I overhear a waitress near the computer ordering system talking about a caviar order. I follow her eyes to see what the big spender looks like. It’s a date. He’s trying to impress her apparently. There’s an overpriced bottle of champagne in the silver holder beside their table. They nuzzle their fakeness and sip their amber bubbly waiting for their fish eggs to arrive on ice.
Mr. Trying-to-Impress-His-Date with raw fish eggs and caviar has broken out the iPhone to take her on a personal tour through technological boredom. She pretends she’s interested by tossing her hair back and giggling every few minutes. Oh, the predictable mating habits of the unmarried Manhattan lady. The iPhone light casts a bluish light over her face and conflicts with the yellow candlelight. iPhone + candle = green light over her clueless face.
The waitress is back in her face and removes the half-finished caviar. As a Russian girl who understands the virtue of fish eggs, I was appalled. Here she was—an Upper East Side Miss whose sole goal was to become an Upper East Side Mrs. She sits there with her Jennifer Aniston hair, her French manicured nails, and her fabulous spray tan. Yet she has no clue that she just dismissed deliciousness.
To Mr. Trying-to-Impress-the-Server asks, “Any dessert over here?”
“Do you have sorbet?” he asks. She chimes in, “Is there more than one flavor?”
The server rattles off half a dozen options. They order a lemon sorbet. Adventurous.
“Oh, just one portion for the two of you?” she confirms.
“Oh we couldn’t eat another bite,” the future Mrs. chimes in.
They’re full from their champagne wishes and caviar dreams? She sees a Vera Wang dress in her future, he sees a trophy wife.

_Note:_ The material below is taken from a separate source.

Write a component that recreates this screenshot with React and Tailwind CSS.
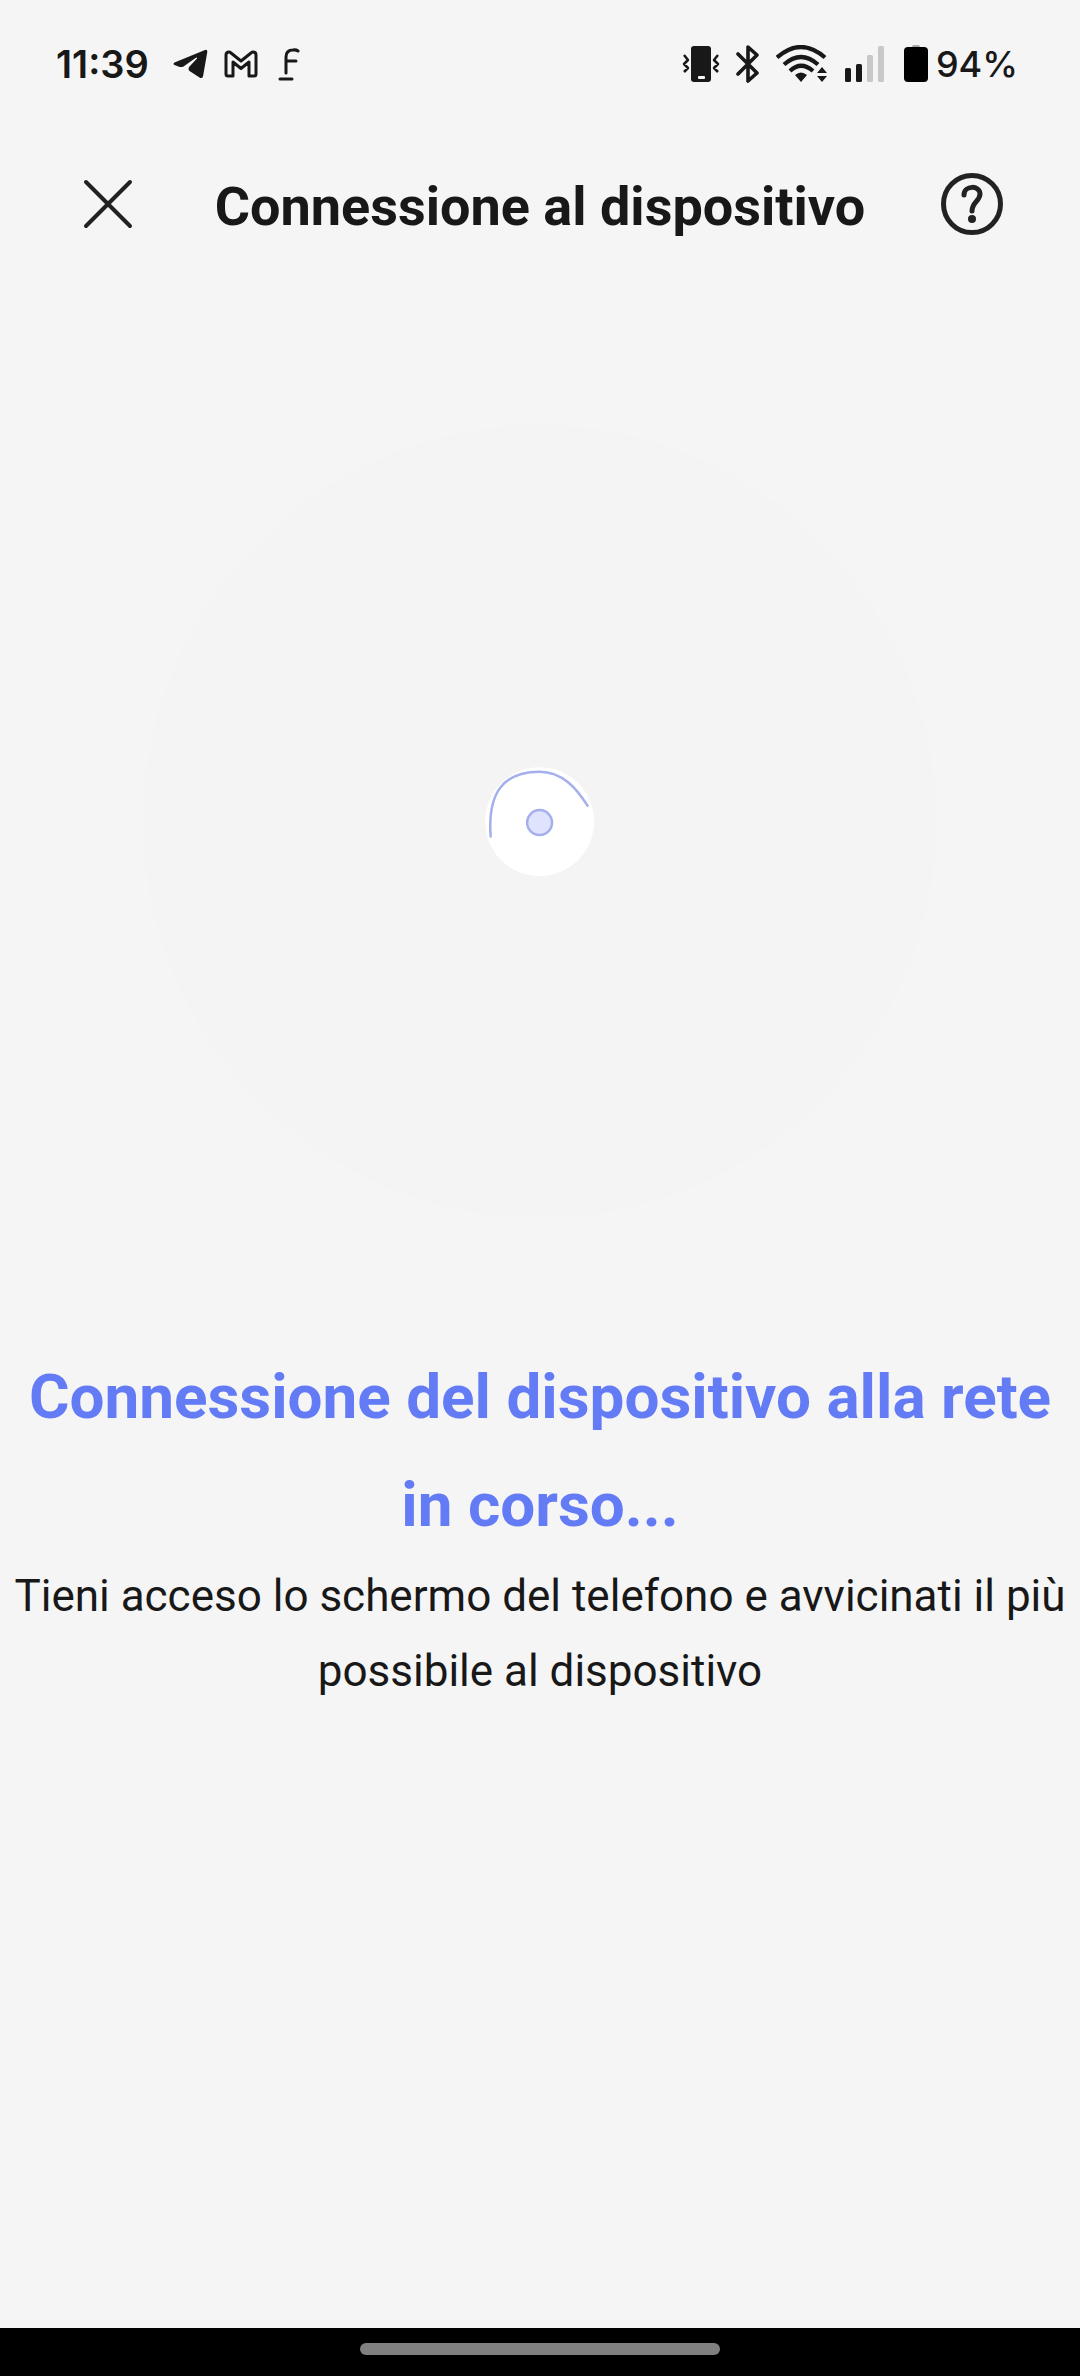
const TelegramIcon = () => (
  <svg viewBox="0 0 35 30" className="h-[30px] w-[35px]" fill="currentColor" aria-hidden>
    <path d="M32 1Q34.500 0 34.300 3L30 27.500Q29 30 26.500 28.500L16.500 22Q14.500 20 16.500 17.500L24 9.500Q24.500 8 22.500 9L10.500 17.500Q8.500 18.500 6 17.800L1.500 16Q-.5 15 1.500 13.500Z" />
  </svg>
)

const GmailIcon = () => (
  <svg viewBox="0 0 34 28" className="h-7 w-[34px]" fill="none" aria-hidden>
    <path
      d="M2 5Q2 2 5 2Q6 2 7 3L17 11L27 3Q28 2 29 2Q32 2 32 5V24Q32 26 30 26H25V12L17 18.500L9 12V26H4Q2 26 2 24Z"
      stroke="currentColor"
      strokeWidth="3"
      strokeLinejoin="round"
    />
  </svg>
)

const FontIcon = () => (
  <svg viewBox="0 0 22 34" className="h-[34px] w-[22px]" fill="none" aria-hidden>
    <path
      d="M8 26V10q0-7 7-7 3-.5 5 1M8 14h10M2 32h12"
      stroke="currentColor"
      strokeWidth="3"
      strokeLinecap="round"
      strokeLinejoin="round"
    />
  </svg>
)

const VibrateIcon = () => (
  <svg viewBox="0 0 38 38" className="h-[38px] w-[38px]" fill="none" aria-hidden>
    <rect x="9" y="1" width="20" height="36" rx="3" fill="currentColor" />
    <rect x="16" y="31" width="7" height="3" rx="1" fill="#f5f5f5" />
    <path
      d="M2 10l4 5-4 4 4 4-4 4M36 10l-4 5 4 4-4 4 4 4"
      stroke="currentColor"
      strokeWidth="2.500"
      strokeLinejoin="round"
    />
  </svg>
)

const BluetoothIcon = () => (
  <svg viewBox="0 0 24 38" className="h-[38px] w-6" fill="none" aria-hidden>
    <path
      d="M2 9l19 19-9 8V2l9 8L2 29"
      stroke="currentColor"
      strokeWidth="3.600"
      strokeLinejoin="round"
      strokeLinecap="round"
    />
  </svg>
)

const WifiIcon = () => (
  <svg viewBox="0 0 52 38" className="h-[38px] w-[52px]" fill="none" aria-hidden>
    <g stroke="currentColor" strokeWidth="4.200">
      <path d="M1 12.500Q25-8.500 49 12.500" />
      <path d="M8 19.500Q25 4.500 42 19.500" />
      <path d="M14 26Q25 15.500 37 26" />
    </g>
    <path d="M19 30q6-5 12 0l-6 7z" fill="currentColor" />
    <path d="M41 28l5-6 5 6zM41 31h10l-5 6z" fill="currentColor" />
  </svg>
)

const SignalIcon = () => (
  <svg viewBox="0 0 40 38" className="h-[38px] w-10" fill="currentColor" aria-hidden>
    <rect x="1" y="23" width="6" height="14" rx="1.500" />
    <rect x="12" y="19" width="6" height="18" rx="1.500" />
    <rect x="23" y="10" width="6" height="27" rx="1.500" fill="#c8c8c8" />
    <rect x="34" y="1" width="6" height="36" rx="1.500" fill="#c8c8c8" />
  </svg>
)

const BatteryIcon = () => (
  <svg viewBox="0 0 24 38" className="h-[38px] w-6" aria-hidden>
    <rect x="8" y="0" width="8" height="6" rx="2" fill="#a8a8a8" />
    <rect x="0" y="2" width="24" height="35" rx="4" fill="#000" />
  </svg>
)

function StatusBar() {
  return (
    <div className="flex h-32 items-center justify-between pr-[62px] pl-14 font-['Inter',sans-serif]">
      <div className="flex items-center">
        <span className="text-[38px] font-semibold">11:39</span>
        <div className="flex items-center gap-4 pl-6">
          <TelegramIcon />
          <GmailIcon />
          <span className="pl-1">
            <FontIcon />
          </span>
        </div>
      </div>
      <div className="flex items-center gap-4">
        <VibrateIcon />
        <BluetoothIcon />
        <WifiIcon />
        <SignalIcon />
        <div className="flex items-center gap-2 pl-1">
          <BatteryIcon />
          <span className="text-[36px] font-medium">94%</span>
        </div>
      </div>
    </div>
  )
}

function Header() {
  return (
    <header className="flex h-[152px] items-center justify-between px-[75px]">
      <button type="button" aria-label="Chiudi">
        <svg viewBox="0 0 66 66" className="h-[66px] w-[66px]" fill="none">
          <path d="M11 11l44 44M55 11L11 55" stroke="#222" strokeWidth="4" strokeLinecap="round" />
        </svg>
      </button>
      <h1 className="pt-1 text-[54px] font-bold">Connessione al dispositivo</h1>
      <button type="button" aria-label="Aiuto">
        <svg viewBox="0 0 66 66" className="h-[66px] w-[66px]" fill="none">
          <circle cx="33" cy="33" r="28.500" stroke="#222" strokeWidth="5" />
          <path
            d="M25 24c0-10 16-10 16-1 0 7-8 8-8 17"
            stroke="#222"
            strokeWidth="5"
            strokeLinecap="round"
          />
          <circle cx="33" cy="48" r="4" fill="#222" />
        </svg>
      </button>
    </header>
  )
}

// Radar pulse with the spinning arc in its centre.
function Scanner() {
  return (
    <svg viewBox="0 0 800 800" className="mx-auto w-[74%]" fill="none" role="img" aria-label="Ricerca">
      <circle cx="400" cy="400" r="397" fill="#f4f4f4" />
      <circle cx="400" cy="400" r="54.500" fill="#fff" />
      <path
        d="M351 415C348 373 362 350 400 350C423 350 437 367 448 384"
        stroke="#a4afec"
        strokeWidth="2.500"
        strokeLinecap="round"
      />
      <circle cx="400" cy="401" r="12.500" fill="#dfe3fd" stroke="#a4afec" strokeWidth="2.500" />
    </svg>
  )
}

export default function App() {
  return (
    <div className="flex min-h-screen flex-col bg-[#f5f5f5] font-['Roboto',sans-serif] text-[#181818]">
      <StatusBar />
      <Header />
      <main className="flex-1 pt-[142px] text-center">
        <Scanner />
        <h2 className="px-6 pt-[122px] text-[62px] leading-[108px] font-bold text-[#637bf5]">
          Connessione del dispositivo alla rete in corso...
        </h2>
        <p className="px-3 text-[44px] leading-[75px]">
          Tieni acceso lo schermo del telefono e avvicinati il più possibile al dispositivo
        </p>
      </main>
      <footer className="flex h-12 justify-center bg-black pt-[15px]">
        <span className="h-3 w-1/3 rounded-full bg-[#808080]" />
      </footer>
    </div>
  )
}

It’s what we call a win-win situation on the Upper East Side.
A couple whose hands tell me they’re husband and wife are quietly arguing. There is no bodily contact, there are awkward silences, and there are too many glances around the room. They sip their wine quietly and sigh loudly. They’re young, they’re beautiful, and you can see that happy is at the horizon they’ve already passed.
She looks at her Cartier watch and he takes the opportunity to look over his shoulder. She decides it’s time to go. She fixes her lipstick, tucks the hair behind her ears, and carefully adjusts her scarf in this year’s fashion-forward way. She takes off ten feet in front of him. He follows, but not before taking one last look over his shoulder at what he’s missing.
Inside the restaurant they hide from the outside world—and from themselves. Synchronized, they all look at their watches on cue like cuckoos. “What time is it? Oh my, where did the time go? It’s getting late.” It’s like someone pulled the string on their back and they got the 10 p.m. message.
The servers pack up; all dawned in black coats, they gather at the bar. Some make plans to grab a drink or share a cab to Queens. A group of three wait to settle their money and be dismissed. All have a sense of bitterness—at the richer-than-thou attitude that surrounds them. They go back into the world with an anger destined for servers; their fate sealed in the perpetual battle of the server versus the served.